Pope Leo XIV will mark his first Christmas at the Vatican by reviving the tradition of celebrating Christmas Day Mass in St. Peter's Basilica on Dec. 25, a practice no Pope has observed since 1994.
The service will begin Thursday, Dec. 25, at 10 a.m. ET and air globally via Vatican News.
Popes have typically still given the Urbi et Orbi blessing at noon on Christmas Day, but they have not celebrated a formal Christmas Day Mass inside the basilica on Dec. 25 until now.
St. John Paul II last celebrated Christmas Day Mass in St. Peter's Basilica in 1994.
Pope Leo urged Vatican cardinals on Monday to put their ambitions of power and personal interests aside, as he followed in Pope Francis' footsteps and used a Christmas greeting to gently criticize his closest collaborators.

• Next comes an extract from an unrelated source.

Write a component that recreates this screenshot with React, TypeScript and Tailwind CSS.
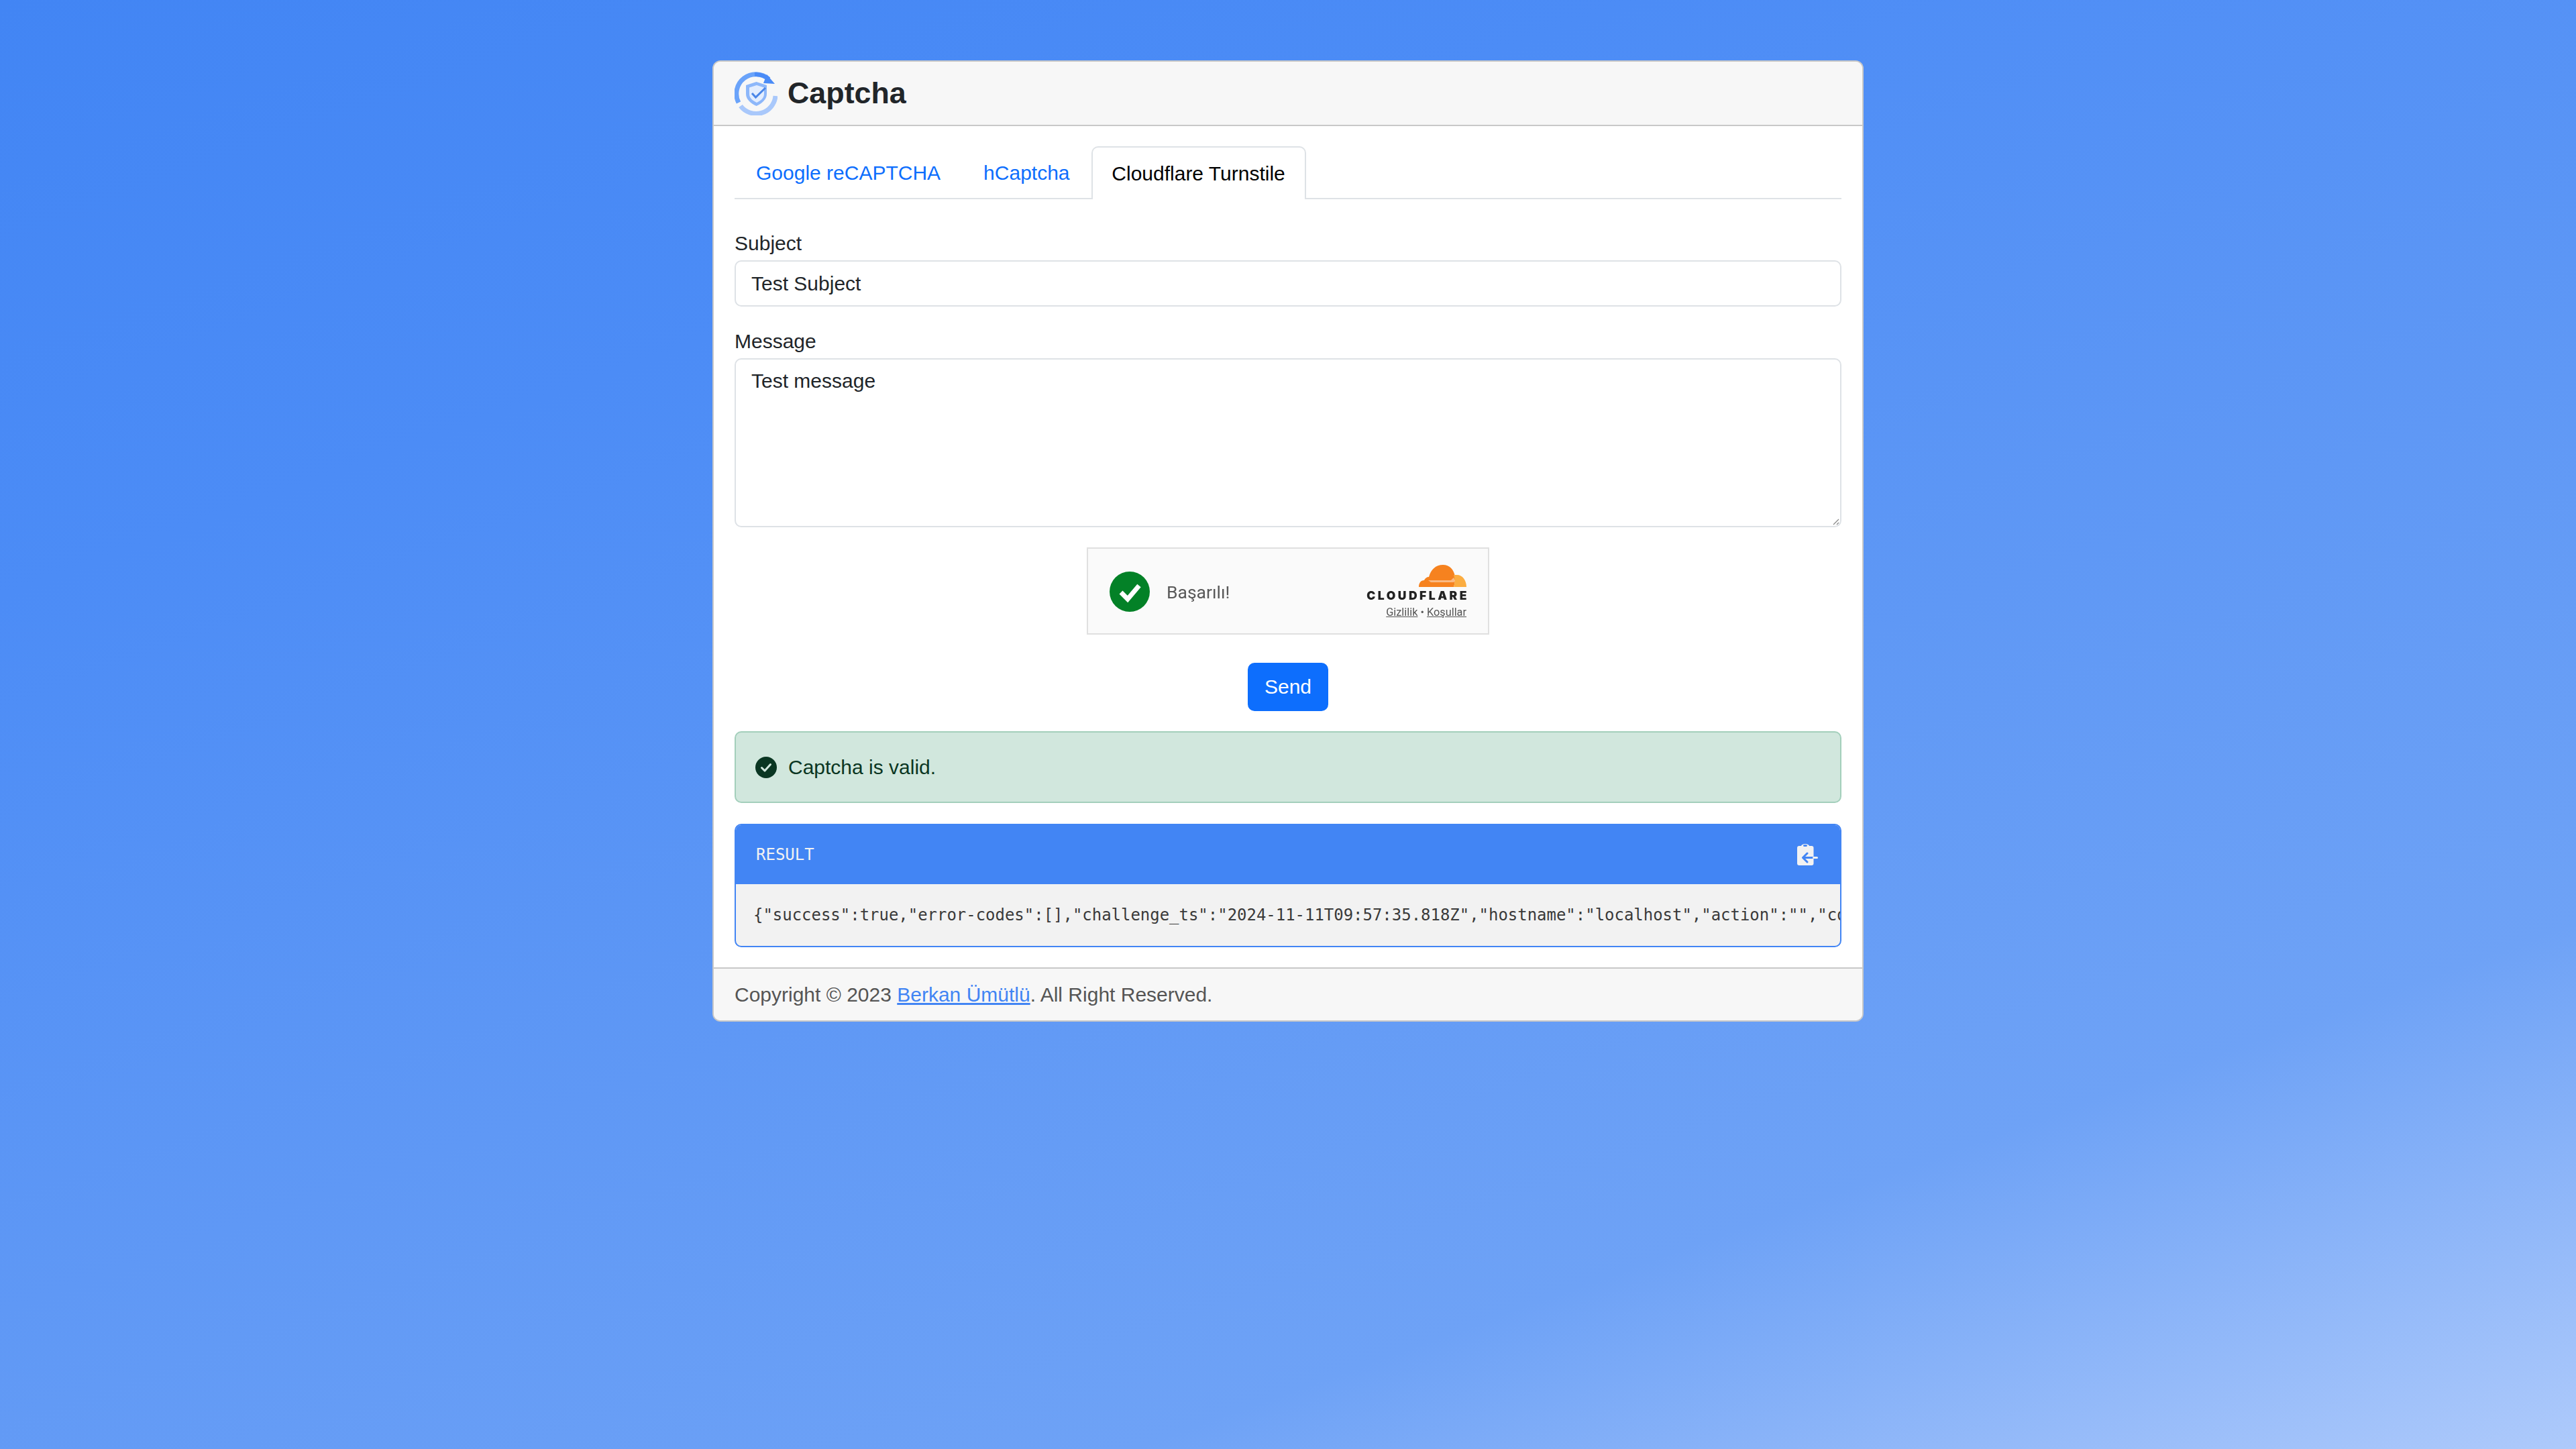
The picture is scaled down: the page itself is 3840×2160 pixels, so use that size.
export default function App() {
  const sans = 'font-["Liberation_Sans",Arial,sans-serif]';
  return (
    <div className={`${sans} min-h-[2160px] pt-[90px] text-[30px] leading-[44px] text-[#212529] bg-[linear-gradient(160deg,#4285f4_0%,#4c8cf6_25%,#5f98f5_55%,#6ea2f6_78%,#aecafb_100%)]`}>
      <div className="mx-auto w-[1716px] bg-white border-2 border-[#c8c8c8] rounded-[12px] overflow-hidden">
        <header className="h-[96px] flex items-center gap-[15px] px-[31px] bg-[#f7f7f7] border-b-2 border-[#c8c8c8]">
          <Logo />
          <h1 className="text-[44.8px] font-bold text-[#212529] -mt-[2px]">Captcha</h1>
        </header>

        <main className="px-[31px] pt-[30px] pb-[30px]">
          <nav className="flex h-[79px] border-b-2 border-[#dee2e6]">
            <a className="h-[79px] px-[32px] flex items-center text-[#0d6efd]">Google reCAPTCHA</a>
            <a className="h-[79px] px-[32px] flex items-center text-[#0d6efd]">hCaptcha</a>
            <a className="h-[79px] w-[320px] justify-center flex items-center text-black bg-white border-2 border-b-0 border-[#dee2e6] rounded-t-[10px]">Cloudflare Turnstile</a>
          </nav>

          <label className="block mt-[44px] h-[47px] leading-[44px]">Subject</label>
          <div className="h-[69px] border-2 border-[#dee2e6] rounded-[10px] px-[23px] flex items-center">Test Subject</div>

          <label className="block mt-[30px] h-[47px] leading-[44px]">Message</label>
          <div className="relative h-[252px] border-2 border-[#dee2e6] rounded-[10px] px-[23px] pt-[10px]">
            Test message
            <svg className="absolute right-[1px] bottom-[1px]" width="12" height="12" viewBox="0 0 12 12">
              <path d="M11 3 3 11M11 8l-3 3" stroke="#888" strokeWidth="1.2" fill="none" />
            </svg>
          </div>

          <div className="flex justify-center mt-[30px]">
            <Turnstile />
          </div>

          <div className="flex justify-center mt-[42px]">
            <button className="w-[120px] h-[72px] rounded-[10px] bg-[#0d6efd] text-white text-[30px]">Send</button>
          </div>

          <div className="mt-[30px] h-[107px] flex items-center gap-[17px] px-[29px] bg-[#d1e7dd] border-2 border-[#a3cfbb] rounded-[10px] text-[#0a3622]">
            <svg width="32" height="32" viewBox="0 0 32 32" className="shrink-0">
              <circle cx="16" cy="16" r="16" fill="#0a3622" />
              <path d="M9.500 16.500l4.500 4.500 8.500-9.500" fill="none" stroke="#d1e7dd" strokeWidth="3" strokeLinecap="round" strokeLinejoin="round" />
            </svg>
            <span>Captcha is valid.</span>
          </div>

          <section className="mt-[31px] h-[184px] rounded-[10px] border-2 border-[#4285f4] bg-[#f2f2f2] overflow-hidden font-['DejaVu_Sans_Mono',monospace]">
            <div className="h-[88px] bg-[#4285f4] flex items-center justify-between pl-[30px] pr-[33px] text-[#f2f2f2] text-[24px]">
              <span>RESULT</span>
              <svg width="31" height="32" viewBox="0 0 31 32">
                <rect x="0" y="3" width="24.500" height="29" rx="3" fill="#f2f2f2" />
                <ellipse cx="12" cy="3" rx="6" ry="3" fill="#f2f2f2" />
                <ellipse cx="12" cy="2.600" rx="3" ry="1.500" fill="#4285f4" />
                <path d="M15 14l-6.500 6.500 6.500 6.500M9 20.500H24.500" fill="none" stroke="#4285f4" strokeWidth="3" strokeLinecap="round" strokeLinejoin="round" />
                <path d="M24.500 20.500H29.500" fill="none" stroke="#f2f2f2" strokeWidth="3" strokeLinecap="round" />
              </svg>
            </div>
            <div className="h-[92px] flex items-center pl-[26px] text-[23.96px] text-[#3a3a3a] whitespace-nowrap overflow-hidden">
              {'{"success":true,"error-codes":[],"challenge_ts":"2024-11-11T09:57:35.818Z","hostname":"localhost","action":"","cdata":""}'}
            </div>
          </section>
        </main>

        <footer className="h-[79px] flex items-center px-[31px] bg-[#f7f7f7] border-t-2 border-[#c8c8c8] text-[#555]">
          <span>
            Copyright © 2023 <a className="text-[#4285f4] underline">Berkan Ümütlü</a>. All Right Reserved.
          </span>
        </footer>
      </div>
    </div>
  );
}

function Logo() {
  return (
    <svg width="64" height="65" viewBox="0 0 64 65" className="shrink-0 blur-[0.4px]">
      <path d="M6 46A29 29 0 0 1 51 11" fill="none" stroke="#6aa3fa" strokeWidth="7" />
      <path d="M30 4A29 29 0 0 1 51 11" fill="none" stroke="#4a8bf7" strokeWidth="6" />
      <path d="M48 4l12 14-17-1z" fill="#4a8bf7" />
      <path d="M61 36A29 29 0 0 1 9 51" fill="none" stroke="#a9c8fb" strokeWidth="7" />
      <path d="M32.500 15l15.500 5v13c0 8-7 14-15.500 18-8.500-4-15.500-10-15.500-18V20z" fill="#8db7fa" />
      <path d="M33 20l11 3.500v9.500c0 6-5 10-11 13-6-3-11-7-11-13v-9.500z" fill="#e3edfe" />
      <path d="M26 32l5.500 6 14.500-14" fill="none" stroke="#4a86e8" strokeWidth="3" />
    </svg>
  );
}

function Turnstile() {
  return (
    <div className="w-[600px] h-[130px] relative bg-[#fafafa] border-2 border-[#e0e0e0] font-['Roboto',sans-serif]">
      <svg width="60" height="60" viewBox="0 0 60 60" className="absolute left-[32px] top-[34px]">
        <circle cx="30" cy="30" r="30" fill="#038127" />
        <path d="M17 31l10 10 17-20" fill="none" stroke="#fff" strokeWidth="7" />
      </svg>
      <span className="absolute left-[117px] top-[43px] text-[26.5px] leading-[44px] text-[#595959] whitespace-nowrap blur-[0.4px]">Başarılı!</span>
      <svg width="71" height="33" viewBox="0 0 71 33" className="absolute right-[32px] top-[24px] blur-[0.4px]">
        <path d="M0 33c0-6 3-10 8-10 1-3 4-5 7-5 3-11 10-18 21-18 10 0 16 7 18 17 0 5 0 11-2 16z" fill="#f6821f" />
        <path d="M52 33c2-6 2-12 0-18 2 0 3 0 5 0 8 0 14 8 14 18z" fill="#fbad41" />
        <path d="M14 23h34l4-4 2 5-2 2H18z" fill="#fff" opacity=".45" />
      </svg>
      <span className="absolute right-[32px] top-[58px] text-[17.500px] leading-[24px] font-['Inter',sans-serif] font-black tracking-[3.500px] -mr-[4px] text-[#222] blur-[0.4px]">CLOUDFLARE</span>
      <span className="absolute right-[32px] top-[83px] text-[16.300px] leading-[24px] text-[#555] whitespace-nowrap blur-[0.3px]">
        <span className="underline">Gizlilik</span> • <span className="underline">Koşullar</span>
      </span>
    </div>
  );
}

"Is it possible to be friends in the Roman Curia?" Leo asked the cardinals and bishops who make up the Curia, as the Holy See bureaucracy is known. "To have relationships of genuine fraternal friendship?"
Leo didn't repeat Francis' more biting critique — that Vatican clergy sometimes suffer from "spiritual Alzheimer's," the "cancer" of cliques, the "corruption" of ambition, and "self-absorbed" idle gossip — and his tone was far more gentle and constructive.
But the underlying message remained. Leo, who was very close to Francis and worked in the Vatican for two years before his election, didn't shy away from Francis' tradition of using the Christmas occasion to urge Vatican bureaucrats to examine their consciences and change their ways for the good of the church.
"At times this bitterness finds its way among us as well, when, after many years of service in the Curia, we observe with disappointment that certain dynamics — linked to the exercise of power, the desire to prevail, or the pursuit of personal interests — are slow to change," Leo said.
"Amid daily toil, it is a grace to find trustworthy friends, where masks fall away, no one is used or sidelined, genuine support is offered, and each person's worth and competence are respected, preventing resentment and dissatisfaction."
The Associated Press contributed to this report.